:: TO DO ::
Return the data exactly, with all pictures removed.

:: DATA EXTRACT ::
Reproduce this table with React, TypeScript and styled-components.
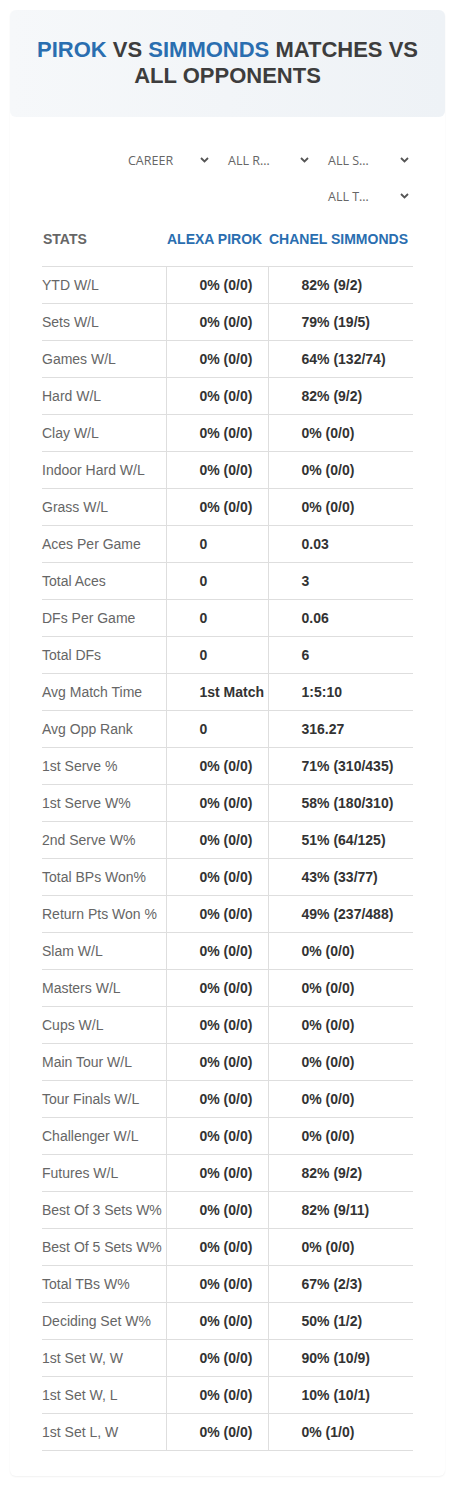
import React, { FC } from "react";
import styled, { createGlobalStyle } from "styled-components";

const Colors = {
  blue: "#2a6eb0",
  dark: "#3d3d3d",
  gray: "#666666",
  value: "#333333",
  line: "#dedede",
};

const GlobalStyle = createGlobalStyle`
  html, body {
    margin: 0;
    padding: 0;
    background: #ffffff;
    font-family: "Liberation Sans", Arial, sans-serif;
  }
`;

const Page = styled.div`
  padding: 10px 10px 10px;
`;

const Card = styled.div`
  background: #ffffff;
  border-radius: 6px;
  box-shadow: 0 1px 2px rgba(0, 0, 0, 0.06);
  padding-bottom: 25px;
`;

const Header = styled.div`
  background: linear-gradient(90deg, #f6f8fa 0%, #eef2f6 100%);
  border-radius: 6px;
  padding: 27px 24px 28px;
  text-align: center;
`;

const Title = styled.h1`
  margin: 0;
  font-size: 22px;
  line-height: 26px;
  font-weight: 700;
  color: ${Colors.dark};
  text-transform: uppercase;
`;

const Name = styled.span`
  color: ${Colors.blue};
`;

const Content = styled.div`
  padding: 25px 32px 0;
`;

const Filters = styled.div`
  display: flex;
  flex-wrap: wrap;
  justify-content: flex-end;
  margin-right: -5px;
`;

const Select = styled.div`
  width: 100px;
  height: 36px;
  box-sizing: border-box;
  display: flex;
  align-items: center;
  justify-content: space-between;
  padding: 0 9px 0 10px;
  font-family: "Open Sans", "Noto Sans", sans-serif;
  font-size: 12.5px;
  color: ${Colors.gray};
  text-transform: uppercase;
`;

const Chevron: FC = () => (
  <svg width="9" height="6" viewBox="0 0 9 6" fill="none">
    <path d="M1 1l3.5 3.5L8 1" stroke="#555" strokeWidth="1.8" />
  </svg>
);

const Table = styled.table`
  width: 100%;
  border-collapse: collapse;
  table-layout: fixed;
  margin-top: 4px;
`;

const HeadCell = styled.th<{ $blue?: boolean }>`
  text-align: left;
  font-size: 14px;
  font-weight: 700;
  text-transform: uppercase;
  padding: 13px 0 19px 1px;
  color: ${(p) => (p.$blue ? Colors.blue : Colors.gray)};
  white-space: nowrap;
`;

const Row = styled.tr`
  border-top: 1px solid ${Colors.line};
  border-bottom: 1px solid ${Colors.line};
`;

const Label = styled.td`
  height: 36px;
  padding: 0;
  font-size: 14px;
  color: ${Colors.gray};
  white-space: nowrap;
`;

const Value = styled.td`
  height: 36px;
  padding: 0 0 0 33px;
  font-size: 14px;
  font-weight: 700;
  color: ${Colors.value};
  border-left: 1px solid ${Colors.line};
  white-space: nowrap;
`;

const rows: [string, string, string][] = [
  ["YTD W/L", "0% (0/0)", "82% (9/2)"],
  ["Sets W/L", "0% (0/0)", "79% (19/5)"],
  ["Games W/L", "0% (0/0)", "64% (132/74)"],
  ["Hard W/L", "0% (0/0)", "82% (9/2)"],
  ["Clay W/L", "0% (0/0)", "0% (0/0)"],
  ["Indoor Hard W/L", "0% (0/0)", "0% (0/0)"],
  ["Grass W/L", "0% (0/0)", "0% (0/0)"],
  ["Aces Per Game", "0", "0.03"],
  ["Total Aces", "0", "3"],
  ["DFs Per Game", "0", "0.06"],
  ["Total DFs", "0", "6"],
  ["Avg Match Time", "1st Match", "1:5:10"],
  ["Avg Opp Rank", "0", "316.27"],
  ["1st Serve %", "0% (0/0)", "71% (310/435)"],
  ["1st Serve W%", "0% (0/0)", "58% (180/310)"],
  ["2nd Serve W%", "0% (0/0)", "51% (64/125)"],
  ["Total BPs Won%", "0% (0/0)", "43% (33/77)"],
  ["Return Pts Won %", "0% (0/0)", "49% (237/488)"],
  ["Slam W/L", "0% (0/0)", "0% (0/0)"],
  ["Masters W/L", "0% (0/0)", "0% (0/0)"],
  ["Cups W/L", "0% (0/0)", "0% (0/0)"],
  ["Main Tour W/L", "0% (0/0)", "0% (0/0)"],
  ["Tour Finals W/L", "0% (0/0)", "0% (0/0)"],
  ["Challenger W/L", "0% (0/0)", "0% (0/0)"],
  ["Futures W/L", "0% (0/0)", "82% (9/2)"],
  ["Best Of 3 Sets W%", "0% (0/0)", "82% (9/11)"],
  ["Best Of 5 Sets W%", "0% (0/0)", "0% (0/0)"],
  ["Total TBs W%", "0% (0/0)", "67% (2/3)"],
  ["Deciding Set W%", "0% (0/0)", "50% (1/2)"],
  ["1st Set W, W", "0% (0/0)", "90% (10/9)"],
  ["1st Set W, L", "0% (0/0)", "10% (10/1)"],
  ["1st Set L, W", "0% (0/0)", "0% (1/0)"],
];

const filters = ["Career", "All R…", "All S…", "All T…"];

export default function App() {
  return (
    <Page>
      <GlobalStyle />
      <Card>
        <Header>
          <Title>
            <Name>Pirok</Name> vs <Name>Simmonds</Name> matches vs all opponents
          </Title>
        </Header>
        <Content>
          <Filters>
            {filters.map((f) => (
              <Select key={f}>
                <span>{f}</span>
                <Chevron />
              </Select>
            ))}
          </Filters>
          <Table>
            <colgroup>
              <col style={{ width: 124 }} />
              <col style={{ width: 102 }} />
              <col />
            </colgroup>
            <thead>
              <tr>
                <HeadCell>Stats</HeadCell>
                <HeadCell $blue>Alexa Pirok</HeadCell>
                <HeadCell $blue>Chanel Simmonds</HeadCell>
              </tr>
            </thead>
            <tbody>
              {rows.map(([label, a, b]) => (
                <Row key={label}>
                  <Label>{label}</Label>
                  <Value>{a}</Value>
                  <Value>{b}</Value>
                </Row>
              ))}
            </tbody>
          </Table>
        </Content>
      </Card>
    </Page>
  );
}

:: SOLVED EXERCISE ::
Reproduce this table with React, TypeScript and styled-components.
import React, { FC } from "react";
import styled, { createGlobalStyle } from "styled-components";

const Colors = {
  blue: "#2a6eb0",
  dark: "#3d3d3d",
  gray: "#666666",
  value: "#333333",
  line: "#dedede",
};

const GlobalStyle = createGlobalStyle`
  html, body {
    margin: 0;
    padding: 0;
    background: #ffffff;
    font-family: "Liberation Sans", Arial, sans-serif;
  }
`;

const Page = styled.div`
  padding: 10px 10px 10px;
`;

const Card = styled.div`
  background: #ffffff;
  border-radius: 6px;
  box-shadow: 0 1px 2px rgba(0, 0, 0, 0.06);
  padding-bottom: 25px;
`;

const Header = styled.div`
  background: linear-gradient(90deg, #f6f8fa 0%, #eef2f6 100%);
  border-radius: 6px;
  padding: 27px 24px 28px;
  text-align: center;
`;

const Title = styled.h1`
  margin: 0;
  font-size: 22px;
  line-height: 26px;
  font-weight: 700;
  color: ${Colors.dark};
  text-transform: uppercase;
`;

const Name = styled.span`
  color: ${Colors.blue};
`;

const Content = styled.div`
  padding: 25px 32px 0;
`;

const Filters = styled.div`
  display: flex;
  flex-wrap: wrap;
  justify-content: flex-end;
  margin-right: -5px;
`;

const Select = styled.div`
  width: 100px;
  height: 36px;
  box-sizing: border-box;
  display: flex;
  align-items: center;
  justify-content: space-between;
  padding: 0 9px 0 10px;
  font-family: "Open Sans", "Noto Sans", sans-serif;
  font-size: 12.5px;
  color: ${Colors.gray};
  text-transform: uppercase;
`;

const Chevron: FC = () => (
  <svg width="9" height="6" viewBox="0 0 9 6" fill="none">
    <path d="M1 1l3.5 3.5L8 1" stroke="#555" strokeWidth="1.8" />
  </svg>
);

const Table = styled.table`
  width: 100%;
  border-collapse: collapse;
  table-layout: fixed;
  margin-top: 4px;
`;

const HeadCell = styled.th<{ $blue?: boolean }>`
  text-align: left;
  font-size: 14px;
  font-weight: 700;
  text-transform: uppercase;
  padding: 13px 0 19px 1px;
  color: ${(p) => (p.$blue ? Colors.blue : Colors.gray)};
  white-space: nowrap;
`;

const Row = styled.tr`
  border-top: 1px solid ${Colors.line};
  border-bottom: 1px solid ${Colors.line};
`;

const Label = styled.td`
  height: 36px;
  padding: 0;
  font-size: 14px;
  color: ${Colors.gray};
  white-space: nowrap;
`;

const Value = styled.td`
  height: 36px;
  padding: 0 0 0 33px;
  font-size: 14px;
  font-weight: 700;
  color: ${Colors.value};
  border-left: 1px solid ${Colors.line};
  white-space: nowrap;
`;

const rows: [string, string, string][] = [
  ["YTD W/L", "0% (0/0)", "82% (9/2)"],
  ["Sets W/L", "0% (0/0)", "79% (19/5)"],
  ["Games W/L", "0% (0/0)", "64% (132/74)"],
  ["Hard W/L", "0% (0/0)", "82% (9/2)"],
  ["Clay W/L", "0% (0/0)", "0% (0/0)"],
  ["Indoor Hard W/L", "0% (0/0)", "0% (0/0)"],
  ["Grass W/L", "0% (0/0)", "0% (0/0)"],
  ["Aces Per Game", "0", "0.03"],
  ["Total Aces", "0", "3"],
  ["DFs Per Game", "0", "0.06"],
  ["Total DFs", "0", "6"],
  ["Avg Match Time", "1st Match", "1:5:10"],
  ["Avg Opp Rank", "0", "316.27"],
  ["1st Serve %", "0% (0/0)", "71% (310/435)"],
  ["1st Serve W%", "0% (0/0)", "58% (180/310)"],
  ["2nd Serve W%", "0% (0/0)", "51% (64/125)"],
  ["Total BPs Won%", "0% (0/0)", "43% (33/77)"],
  ["Return Pts Won %", "0% (0/0)", "49% (237/488)"],
  ["Slam W/L", "0% (0/0)", "0% (0/0)"],
  ["Masters W/L", "0% (0/0)", "0% (0/0)"],
  ["Cups W/L", "0% (0/0)", "0% (0/0)"],
  ["Main Tour W/L", "0% (0/0)", "0% (0/0)"],
  ["Tour Finals W/L", "0% (0/0)", "0% (0/0)"],
  ["Challenger W/L", "0% (0/0)", "0% (0/0)"],
  ["Futures W/L", "0% (0/0)", "82% (9/2)"],
  ["Best Of 3 Sets W%", "0% (0/0)", "82% (9/11)"],
  ["Best Of 5 Sets W%", "0% (0/0)", "0% (0/0)"],
  ["Total TBs W%", "0% (0/0)", "67% (2/3)"],
  ["Deciding Set W%", "0% (0/0)", "50% (1/2)"],
  ["1st Set W, W", "0% (0/0)", "90% (10/9)"],
  ["1st Set W, L", "0% (0/0)", "10% (10/1)"],
  ["1st Set L, W", "0% (0/0)", "0% (1/0)"],
];

const filters = ["Career", "All R…", "All S…", "All T…"];

export default function App() {
  return (
    <Page>
      <GlobalStyle />
      <Card>
        <Header>
          <Title>
            <Name>Pirok</Name> vs <Name>Simmonds</Name> matches vs all opponents
          </Title>
        </Header>
        <Content>
          <Filters>
            {filters.map((f) => (
              <Select key={f}>
                <span>{f}</span>
                <Chevron />
              </Select>
            ))}
          </Filters>
          <Table>
            <colgroup>
              <col style={{ width: 124 }} />
              <col style={{ width: 102 }} />
              <col />
            </colgroup>
            <thead>
              <tr>
                <HeadCell>Stats</HeadCell>
                <HeadCell $blue>Alexa Pirok</HeadCell>
                <HeadCell $blue>Chanel Simmonds</HeadCell>
              </tr>
            </thead>
            <tbody>
              {rows.map(([label, a, b]) => (
                <Row key={label}>
                  <Label>{label}</Label>
                  <Value>{a}</Value>
                  <Value>{b}</Value>
                </Row>
              ))}
            </tbody>
          </Table>
        </Content>
      </Card>
    </Page>
  );
}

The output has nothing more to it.